Written request: Copy each line of the data below with the word "document".

──────── Records shown ────────

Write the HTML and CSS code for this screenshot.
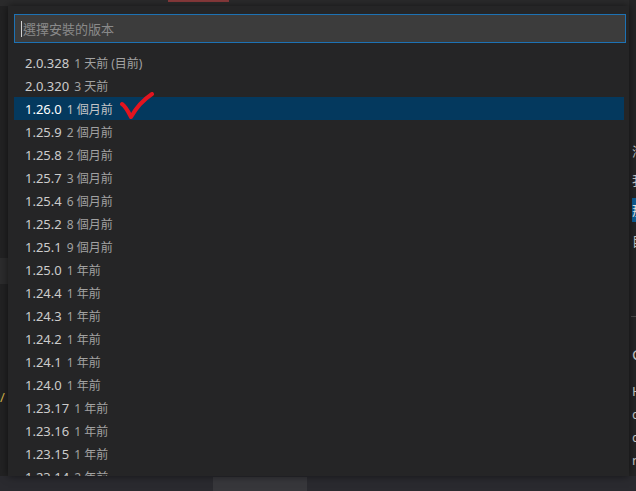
FILE: index.html
```html
<!DOCTYPE html>
<html lang="zh-Hant">
<head>
<meta charset="utf-8">
<link rel="stylesheet" href="styles.css">
</head>
<body>
<div class="desk">
  <div class="top-strip"><span class="red-tab"></span></div>
  <div class="left-block"></div>
  <div class="left-mark">/</div>
  <div class="right-col">
    <span class="rt r1">海</span>
    <span class="rt r2">我</span>
    <span class="rt r3 sel">那</span>
    <span class="rt r4">目</span>
    <span class="rule"></span>
    <span class="rt r5">C</span>
    <span class="rt r6">H</span>
    <span class="rt r7">c</span>
    <span class="rt r8">c</span>
    <span class="rt r9">n</span>
  </div>
  <div class="bottom-strip"><span class="btn-ghost"></span></div>

  <div class="picker">
    <div class="input"><span class="caret"></span><span class="ph">選擇安裝的版本</span></div>
    <ul class="list">
      <li><span class="v">2.0.328</span><span class="d">1 天前 (目前)</span></li>
      <li><span class="v">2.0.320</span><span class="d">3 天前</span></li>
      <li class="active"><span class="v">1.26.0</span><span class="d">1 個月前</span>
        <svg class="check" width="48" height="30" viewBox="0 0 48 30"><path d="M14 12 C17 14 20 19 23 25 C28 16 35 8 44 2" fill="none" stroke="#e3141f" stroke-width="4" stroke-linecap="round" stroke-linejoin="round"/></svg>
      </li>
      <li><span class="v">1.25.9</span><span class="d">2 個月前</span></li>
      <li><span class="v">1.25.8</span><span class="d">2 個月前</span></li>
      <li><span class="v">1.25.7</span><span class="d">3 個月前</span></li>
      <li><span class="v">1.25.4</span><span class="d">6 個月前</span></li>
      <li><span class="v">1.25.2</span><span class="d">8 個月前</span></li>
      <li><span class="v">1.25.1</span><span class="d">9 個月前</span></li>
      <li><span class="v">1.25.0</span><span class="d">1 年前</span></li>
      <li><span class="v">1.24.4</span><span class="d">1 年前</span></li>
      <li><span class="v">1.24.3</span><span class="d">1 年前</span></li>
      <li><span class="v">1.24.2</span><span class="d">1 年前</span></li>
      <li><span class="v">1.24.1</span><span class="d">1 年前</span></li>
      <li><span class="v">1.24.0</span><span class="d">1 年前</span></li>
      <li><span class="v">1.23.17</span><span class="d">1 年前</span></li>
      <li><span class="v">1.23.16</span><span class="d">1 年前</span></li>
      <li><span class="v">1.23.15</span><span class="d">1 年前</span></li>
      <li><span class="v">1.23.14</span><span class="d">2 年前</span></li>
    </ul>
  </div>
</div>
</body>
</html>
```

FILE: styles.css
```css
* { box-sizing: border-box; }
html, body { margin: 0; padding: 0; }
body {
  width: 636px;
  height: 491px;
  overflow: hidden;
  background: #1f1f1f;
  font-family: "Noto Sans", "Noto Sans CJK TC", sans-serif;
}
.desk {
  position: relative;
  width: 636px;
  height: 491px;
  background: #222223;
}
.top-strip {
  position: absolute;
  left: 0; top: 0;
  width: 636px; height: 6px;
  background: #2b2b2c;
}
.red-tab {
  position: absolute;
  left: 168px; top: 0;
  width: 61px; height: 2px;
  background: #8a3a3c;
}
.left-block {
  position: absolute;
  left: 0; top: 258px;
  width: 8px; height: 26px;
  background: #2c2c2d;
}
.left-mark {
  position: absolute;
  left: 0; top: 388px;
  color: #d6b64a;
  font-size: 13px;
}
.right-col {
  position: absolute;
  left: 629px; top: 0;
  width: 7px; height: 476px;
  background: #252526;
  overflow: hidden;
  color: #c8c8c8;
  font-size: 13px;
}
.rt { position: absolute; left: 3px; line-height: 16px; }
.r1 { top: 143px; }
.r2 { top: 172px; }
.r3 { top: 201px; }
.sel { background: #0e5d94; color: #e8e8e8; height: 24px; line-height: 24px; top: 198px; }
.r4 { top: 233px; }
.rule { position: absolute; left: 2px; top: 316px; width: 6px; height: 1px; background: #4a4a4a; }
.r5 { top: 346px; font-size: 15px; }
.r6 { top: 383px; }
.r7 { top: 406px; }
.r8 { top: 429px; }
.r9 { top: 452px; }
.bottom-strip {
  position: absolute;
  left: 0; top: 476px;
  width: 636px; height: 15px;
  background: #2a2a2f;
}
.btn-ghost {
  position: absolute;
  left: 213px; top: 1px;
  width: 94px; height: 14px;
  background: #37373b;
}

.picker {
  position: absolute;
  left: 8px; top: 6px;
  width: 621px;
  height: 470px;
  background: #252526;
  box-shadow: 0 0 8px rgba(0,0,0,0.55);
  padding: 8px 3px 0 6px;
  overflow: hidden;
}
.input {
  height: 29px;
  border: 1px solid #1d72b4;
  background: #3c3c3c;
  display: flex;
  align-items: center;
  padding-left: 6px;
  font-size: 13px;
}
.caret {
  width: 1px; height: 16px;
  background: #d0d0d0;
  margin-right: 1px;
}
.ph {
  color: #8a8a8a;
  font-family: "Noto Sans CJK TC", sans-serif;
  font-size: 13px;
}
.list {
  list-style: none;
  margin: 8px 0 0 0;
  padding: 0;
}
.list li {
  position: relative;
  height: 23px;
  display: flex;
  align-items: center;
  padding-left: 11px;
  gap: 5px;
  margin-right: 2px;
}
.v {
  color: #cccccc;
  font-size: 13px;
}
.d {
  color: #a2a2a2;
  font-size: 12px;
  font-family: "Noto Sans", "Noto Sans CJK TC", sans-serif;
}
.list li.active {
  background: #04395e;
}
.list li.active .v { color: #ffffff; }
.list li.active .d { color: #c6c6c6; }
.check {
  position: absolute;
  left: 94px;
  top: -5px;
}
```
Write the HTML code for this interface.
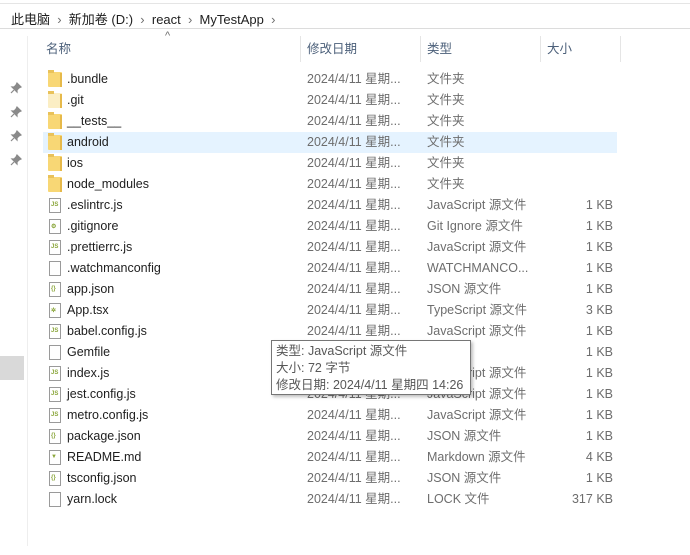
<!DOCTYPE html>
<html><head><meta charset="utf-8"><style>
*{margin:0;padding:0;box-sizing:border-box}
body{width:690px;height:555px;background:#fff;position:relative;overflow:hidden;font-family:"Liberation Sans","Noto Sans CJK SC",sans-serif;font-size:12.5px;color:#1e1e1e}
.a{position:absolute;white-space:nowrap}
.r{line-height:16px;height:16px}
.g{color:#6d6d6d}
.fold{position:absolute;left:48px;width:14px;height:15px;background:#f8d775;border-radius:1px}
.fold:before{content:"";position:absolute;left:0;top:-2px;width:6px;height:3px;background:#e9c25a}
.fold:after{content:"";position:absolute;right:0;top:1px;width:2px;height:14px;background:#e6b94a}
.file{position:absolute;left:49px;width:12px;height:15px;border:1px solid #9a9a9a;background:#fff}
.file i{position:absolute;left:1px;top:3px;font-style:normal;font-size:6px;color:#8aa63a;font-weight:bold}
</style></head><body>
<div class="a" style="left:0;top:0;width:690px;height:4px;border-bottom:1px solid #e5e5e5"></div>
<div class="a" style="left:0;top:28px;width:690px;height:1px;background:#dcdcdc"></div>
<div class="a" style="left:11px;top:9px;font-size:13px">此电脑 <span class="g">&nbsp;›&nbsp;</span> 新加卷 (D:) <span class="g">&nbsp;›&nbsp;</span> react <span class="g">&nbsp;›&nbsp;</span> MyTestApp <span class="g">&nbsp;›</span></div>
<div class="a g" style="left:165px;top:30px;font-size:11px">^</div>
<div class="a" style="left:27px;top:36px;width:1px;height:510px;background:#eee"></div>
<div class="a" style="left:0;top:356px;width:24px;height:24px;background:#d9d9d9"></div>
<svg class="a" style="left:10px;top:82px" width="14" height="90" viewBox="0 0 14 90">
<g fill="#8a8a8a" stroke="#8a8a8a" stroke-width="1.2">
<g transform="translate(0,0)"><path d="M7 1l4 4-2 1-2 2 0 2-5-5 2 0 2-2z"/><path d="M4 8l-3 3"/></g>
<g transform="translate(0,24)"><path d="M7 1l4 4-2 1-2 2 0 2-5-5 2 0 2-2z"/><path d="M4 8l-3 3"/></g>
<g transform="translate(0,48)"><path d="M7 1l4 4-2 1-2 2 0 2-5-5 2 0 2-2z"/><path d="M4 8l-3 3"/></g>
<g transform="translate(0,72)"><path d="M7 1l4 4-2 1-2 2 0 2-5-5 2 0 2-2z"/><path d="M4 8l-3 3"/></g>
</g></svg>
<div class="a" style="left:300px;top:36px;width:1px;height:26px;background:#e5e5e5"></div>
<div class="a" style="left:420px;top:36px;width:1px;height:26px;background:#e5e5e5"></div>
<div class="a" style="left:540px;top:36px;width:1px;height:26px;background:#e5e5e5"></div>
<div class="a" style="left:620px;top:36px;width:1px;height:26px;background:#e5e5e5"></div>
<div class="a r" style="left:46px;top:41px;color:#4c607a">名称</div>
<div class="a r" style="left:307px;top:41px;color:#4c607a">修改日期</div>
<div class="a r" style="left:427px;top:41px;color:#4c607a">类型</div>
<div class="a r" style="left:547px;top:41px;color:#4c607a">大小</div>
<div class="a" style="left:43px;top:132px;width:574px;height:21px;background:#e5f3ff"></div>
<div id="rows"></div>
<script>
var R=[["f",".bundle","","文件夹",""],["f2",".git","","文件夹",""],["f","__tests__","","文件夹",""],["f","android","","文件夹",""],["f","ios","","文件夹",""],["f","node_modules","","文件夹",""],
["js",".eslintrc.js","","JavaScript 源文件","1 KB"],["gi",".gitignore","","Git Ignore 源文件","1 KB"],["js",".prettierrc.js","","JavaScript 源文件","1 KB"],["b",".watchmanconfig","","WATCHMANCO...","1 KB"],["j","app.json","","JSON 源文件","1 KB"],["ts","App.tsx","","TypeScript 源文件","3 KB"],["js","babel.config.js","","JavaScript 源文件","1 KB"],["b","Gemfile","","文件","1 KB"],["js","index.js","","JavaScript 源文件","1 KB"],["js","jest.config.js","","JavaScript 源文件","1 KB"],["js","metro.config.js","","JavaScript 源文件","1 KB"],["j","package.json","","JSON 源文件","1 KB"],["md","README.md","","Markdown 源文件","4 KB"],["j","tsconfig.json","","JSON 源文件","1 KB"],["b","yarn.lock","","LOCK 文件","317 KB"]];
var h="";R.forEach(function(r,i){var y=72+i*21;var ty=y-1;
if(r[0]=="f")h+='<div class="fold" style="top:'+y+'px"></div>';
else if(r[0]=="f2")h+='<div class="fold" style="top:'+y+'px;background:#fbeec4"></div>';
else{var t={js:"JS",gi:"⚙",j:"{}",ts:"✲",md:"▼",b:""}[r[0]];h+='<div class="file" style="top:'+(y)+'px"><i>'+t+'</i></div>';}
h+='<div class="a r" style="left:67px;top:'+ty+'px">'+r[1]+'</div>';
h+='<div class="a r g" style="left:307px;top:'+ty+'px">2024/4/11 星期...</div>';
h+='<div class="a r g" style="left:427px;top:'+ty+'px">'+r[3]+'</div>';
h+='<div class="a r g" style="right:77px;top:'+ty+'px">'+r[4]+'</div>';});
document.getElementById("rows").innerHTML=h;
</script>
<div class="a" style="left:271px;top:340px;width:200px;height:55px;background:#fff;border:1px solid #767676;box-shadow:2px 2px 3px rgba(0,0,0,.25);color:#575757;padding:2px 0 0 4px;line-height:17px">类型: JavaScript 源文件<br>大小: 72 字节<br>修改日期: 2024/4/11 星期四 14:26</div>
</body></html>
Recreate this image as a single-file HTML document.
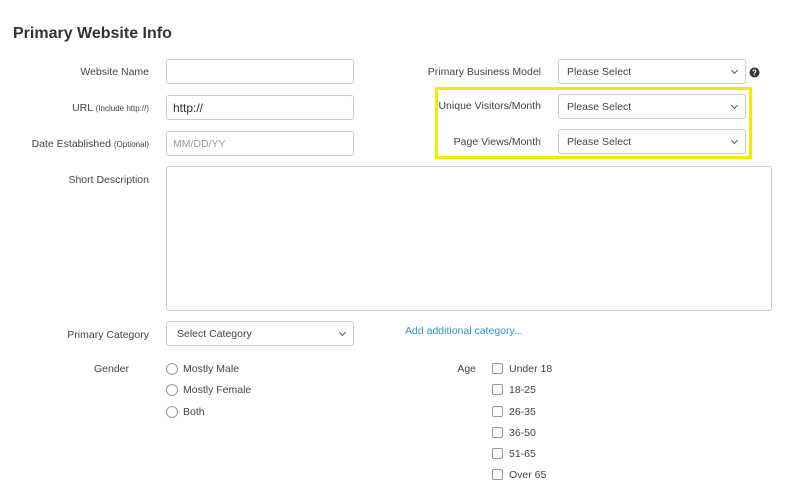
<!DOCTYPE html>
<html><head><style>
body{margin:0;width:796px;height:497px;background:#fff;font-family:"Liberation Sans",Arial,sans-serif;color:#333;position:relative;overflow:hidden}
.a{position:absolute}
h1{position:absolute;left:13px;top:25px;margin:0;font-size:16px;font-weight:bold;color:#333}
.l{position:absolute;font-size:10.5px;color:#444;text-align:right;line-height:14px}
.l small{font-size:8px}
.in{position:absolute;border:1px solid #ccc;border-radius:3px;background:#fff;box-sizing:border-box;font-size:10.5px;line-height:24px;padding-left:8px;color:#444}
.sel:after{content:"";position:absolute;right:8px;top:8px;width:4px;height:4px;border-right:1.2px solid #555;border-bottom:1.2px solid #555;transform:rotate(45deg)}
.rad{position:absolute;width:10px;height:10px;border:1px solid #999;border-radius:50%}
.cb{position:absolute;width:9px;height:9px;border:1px solid #999;border-radius:2px}
.t{position:absolute;font-size:10.5px;color:#444;line-height:14px}
</style></head><body>
<h1>Primary Website Info</h1>
<div class="l" style="right:647px;top:65px">Website Name</div>
<div class="l" style="right:647px;top:101px">URL <small>(Include http://)</small></div>
<div class="l" style="right:647px;top:137px">Date Established <small>(Optional)</small></div>
<div class="l" style="right:647px;top:173px">Short Description</div>
<div class="in" style="left:166px;top:59px;width:188px;height:25px"></div>
<div class="in" style="left:166px;top:95px;width:188px;height:25px;font-size:12px;color:#333;padding-left:6px">http://</div>
<div class="in" style="left:166px;top:131px;width:188px;height:25px;color:#999;padding-left:6px">MM/DD/YY</div>
<div class="in" style="left:166px;top:166px;width:606px;height:145px"></div>
<div class="l" style="right:255px;top:65px">Primary Business Model</div>
<div class="in sel" style="left:558px;top:59px;width:188px;height:25px">Please Select</div>
<svg class="a" style="left:749px;top:67px" width="11" height="11"><circle cx="5.5" cy="5.5" r="5" fill="#333"/><text x="5.5" y="8.5" font-size="8" font-weight="bold" fill="#fff" text-anchor="middle" font-family="Liberation Sans">?</text></svg>
<div class="a" style="left:435px;top:87px;width:311px;height:66px;border:3px solid #f3ea00"></div>
<div class="l" style="right:255px;top:99px">Unique Visitors/Month</div>
<div class="in sel" style="left:558px;top:94px;width:188px;height:25px">Please Select</div>
<div class="l" style="right:255px;top:135px">Page Views/Month</div>
<div class="in sel" style="left:558px;top:129px;width:188px;height:25px">Please Select</div>
<div class="l" style="right:647px;top:328px">Primary Category</div>
<div class="in sel" style="left:166px;top:321px;width:188px;height:25px;padding-left:10px">Select Category</div>
<div class="t" style="left:405px;top:324px;color:#2e8fd0">Add additional category...</div>
<div class="l" style="right:667px;top:362px">Gender</div>
<div class="rad" style="left:166px;top:363px"></div><div class="t" style="left:183px;top:362px">Mostly Male</div>
<div class="rad" style="left:166px;top:384px"></div><div class="t" style="left:183px;top:383px">Mostly Female</div>
<div class="rad" style="left:166px;top:406px"></div><div class="t" style="left:183px;top:405px">Both</div>
<div class="l" style="right:320px;top:362px">Age</div>
<div class="cb" style="left:492px;top:363px"></div><div class="t" style="left:509px;top:362px">Under 18</div>
<div class="cb" style="left:492px;top:384px"></div><div class="t" style="left:509px;top:383px">18-25</div>
<div class="cb" style="left:492px;top:406px"></div><div class="t" style="left:509px;top:405px">26-35</div>
<div class="cb" style="left:492px;top:427px"></div><div class="t" style="left:509px;top:426px">36-50</div>
<div class="cb" style="left:492px;top:448px"></div><div class="t" style="left:509px;top:447px">51-65</div>
<div class="cb" style="left:492px;top:469px"></div><div class="t" style="left:509px;top:468px">Over 65</div>
</body></html>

────────

Task output:
document.getElementById("rows").innerHTML=h;
Recreate this image as a single-file HTML document.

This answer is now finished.